Youngster takes off on snowboard
KENNEBUNKPORT — Aidan Mahoney, an avid snowboarder for two and a half years, competed in the USASA — United States of America Snowboard Association — National Championships from March 30 to April 9 in Copper Mountain, Colo.
“I like skateboarding, surfing and skiing so I thought I’d try snowboarding,” said Mahoney, 9, a fourth-grader at Consolidated School in Kennebunkport.
“One day on a family ski trip Aidan asked to rent a snowboard for the day,” his mother, Joy Mahoney, said. “You hear that snowboarding is hard to pick up. We were hoping that he would just be interested in one day of rental and a lesson and secretly hoped he would get frustrated. He hasn’t been skiing since,” she added with a laugh.

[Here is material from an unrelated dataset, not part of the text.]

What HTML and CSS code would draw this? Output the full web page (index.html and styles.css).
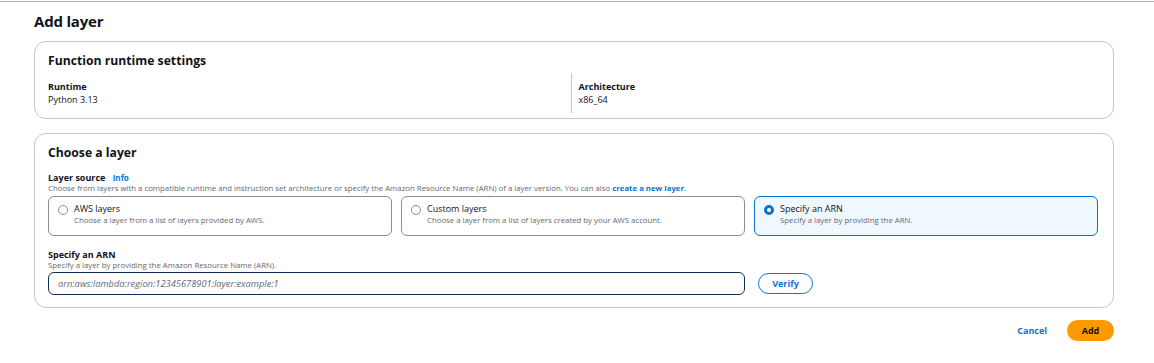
FILE: index.html
```html
<!DOCTYPE html>
<html lang="en">

<head>
    <meta charset="UTF-8">
    <meta name="viewport" content="width=device-width, initial-scale=1.0">
    <title>Add layer</title>
    <link rel="stylesheet" href="styles.css">
</head>

<body>
    <div class="topline"></div>
    <div class="page">
        <h1 class="title">Add layer</h1>

        <div class="card">
            <h2 class="card-title">Function runtime settings</h2>
            <div class="cols">
                <div class="col">
                    <div class="key">Runtime</div>
                    <div class="value">Python 3.13</div>
                </div>
                <div class="col col-right">
                    <div class="key">Architecture</div>
                    <div class="value">x86_64</div>
                </div>
            </div>
        </div>

        <div class="card card-layer">
            <h2 class="card-title">Choose a layer</h2>
            <div class="field-label">Layer source <a class="info">Info</a></div>
            <div class="field-desc">Choose from layers with a compatible runtime and instruction set architecture or specify the Amazon Resource Name (ARN) of a layer version. You can also <a class="link">create a new layer</a>.</div>
            <div class="tiles">
                <div class="tile">
                    <span class="radio"></span>
                    <div>
                        <div class="tile-title">AWS layers</div>
                        <div class="tile-desc">Choose a layer from a list of layers provided by AWS.</div>
                    </div>
                </div>
                <div class="tile">
                    <span class="radio"></span>
                    <div>
                        <div class="tile-title">Custom layers</div>
                        <div class="tile-desc">Choose a layer from a list of layers created by your AWS account.</div>
                    </div>
                </div>
                <div class="tile tile-on">
                    <span class="radio radio-on"></span>
                    <div>
                        <div class="tile-title">Specify an ARN</div>
                        <div class="tile-desc">Specify a layer by providing the ARN.</div>
                    </div>
                </div>
            </div>

            <div class="field-label arn-label">Specify an ARN</div>
            <div class="field-desc">Specify a layer by providing the Amazon Resource Name (ARN).</div>
            <div class="arn-row">
                <input type="text" class="arn-input" placeholder="arn:aws:lambda:region:12345678901:layer:example:1">
                <button class="verify">Verify</button>
            </div>
        </div>

        <div class="actions">
            <a class="cancel">Cancel</a>
            <button class="add">Add</button>
        </div>
    </div>
</body>

</html>
```

FILE: styles.css
```css
body {
    margin: 0px;
    padding: 0px;
    background: #ffffff;
    font-family: "Open Sans", "Liberation Sans", sans-serif;
    color: #0f141a;
}

.topline {
    height: 1px;
    margin-top: 1px;
    background-color: #b4b4bb;
}

.page {
    padding: 0px 40px 0px 34px;
}

.title {
    margin: 0px;
    padding-top: 8px;
    height: 31px;
    font-size: 15px;
    font-weight: 700;
    line-height: 22px;
    letter-spacing: -0.2px;
}

.card {
    border: 1px solid #c6c6cd;
    border-radius: 12px;
    padding: 10px 14px 12px 13px;
    height: 54px;
}

.card-title {
    margin: 0px;
    font-size: 12.2px;
    font-weight: 700;
    line-height: 18px;
}

.cols {
    display: flex;
    margin-top: 11px;
}

.col {
    flex: 1;
}

.col-right {
    border-left: 1px solid #c6c6cd;
    padding-left: 7px;
    padding-top: 8px;
    margin-top: -8px;
    margin-left: 2px;
    height: 32px;
}

.key {
    font-size: 9px;
    font-weight: 700;
    line-height: 12px;
}

.value {
    font-size: 9px;
    line-height: 13px;
}

.card-layer {
    margin-top: 14px;
    height: auto;
    padding-bottom: 12px;
}

.field-label {
    margin-top: 10px;
    font-size: 9px;
    font-weight: 700;
    line-height: 11px;
}

.info {
    margin-left: 5px;
    color: #0972d3;
    font-size: 8px;
}

.field-desc {
    font-size: 7.8px;
    line-height: 11px;
    color: #656871;
}

.link {
    color: #0972d3;
    font-weight: 700;
}

.tiles {
    display: grid;
    grid-template-columns: 1fr 1fr 1fr;
    gap: 9px;
    margin-top: 2px;
    padding-right: 1px;
}

.tile {
    display: flex;
    gap: 6px;
    border: 1px solid #8c8c94;
    border-radius: 6px;
    padding: 6px 9px 8px 9px;
    height: 24px;
}

.tile-on {
    border-color: #0972d3;
    background-color: #f0f8ff;
}

.radio {
    flex: none;
    width: 8px;
    height: 8px;
    margin-top: 2px;
    border: 1px solid #8c8c94;
    border-radius: 50%;
    background: #ffffff;
}

.radio-on {
    border: 3px solid #0972d3;
    width: 4px;
    height: 4px;
}

.tile-title {
    font-size: 9px;
    line-height: 12px;
}

.tile-desc {
    font-size: 7.8px;
    line-height: 11px;
    color: #656871;
}

.arn-label {
    margin-top: 13px;
}

.arn-row {
    display: flex;
    align-items: center;
    gap: 13px;
    margin-top: 1px;
}

.arn-input {
    width: 697px;
    box-sizing: border-box;
    height: 23px;
    border: 1px solid #0f2e57;
    border-radius: 6px;
    padding: 0px 9px;
    font-family: "Open Sans", "Liberation Sans", sans-serif;
    font-size: 9.3px;
}

.arn-input::placeholder {
    color: #5f6b7a;
    font-style: italic;
}

.verify {
    width: 55px;
    height: 21px;
    border: 1px solid #0972d3;
    border-radius: 12px;
    background: #ffffff;
    color: #0972d3;
    font-family: "Open Sans", "Liberation Sans", sans-serif;
    font-weight: 700;
    font-size: 9px;
}

.actions {
    display: flex;
    justify-content: flex-end;
    align-items: center;
    gap: 20px;
    margin-top: 12px;
}

.cancel {
    color: #0972d3;
    font-weight: 700;
    font-size: 9px;
}

.add {
    width: 47px;
    height: 21px;
    border: none;
    border-radius: 11px;
    background-color: #ff9900;
    color: #0f141a;
    font-family: "Open Sans", "Liberation Sans", sans-serif;
    font-weight: 700;
    font-size: 9px;
}
```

“Snowboarding feels really different from skiing,” said Mahoney. “It feels more like surfing.”
Mahoney started training on the weekends in Bethel at the Gould Academy Competitions Program.
The program is designed for youth skiers and riders ages 7 and older who want to push themselves to top-skill level. Mahoney, the youngest participant in the program, was trained by Gould instructors. Often times these instructors accompany the trained athletes to events.
“The older kids embraced Aidan and were really supportive,” said Joy.
Mahoney competes with the USASA at the state level; his placement in state events qualified him to compete at the national level as well. Over the course of the season Mahoney competed in 22 events in Maine, and he medaled in all of them, meaning he came in first, second or third place.
To qualify for nationals Mahoney had to compete in six events, four times in the Maine Mountain Series: Slope Style, Half-pipe, Border Cross, Rail Jam, Slalom and Giant Slalom. Points are tallied for each competitor. Mahoney not only qualified for nationals, he was also awarded third place in the 2013 Rider of the Year competition out of all snowboarders ages 6 to 70.
At Copper Mountain Mahoney competed against 40 kids in each event.
“I was kind of nervous at the first race, but then I got used to it,” Mahoney said with a shrug.
Mahoney competed in events for five consecutive days. “It was really tough,” he said.
“Some of the kids there train like professionals,” said Joy. “They’re home-schooled and snowboarding is their main focus.”
Mahoney doesn’t plan to take that route. Since he returned from his 10-day trip to nationals he has started baseball practice.
When asked if he wants to strive for nationals next year, Mahoney nodded his head emphatically and replied, “Yes.”
“It was a really good thing for him,” said Joy. “I think it’s helped with his self-confi- dence a lot. And I think his teachers and friends have noticed.”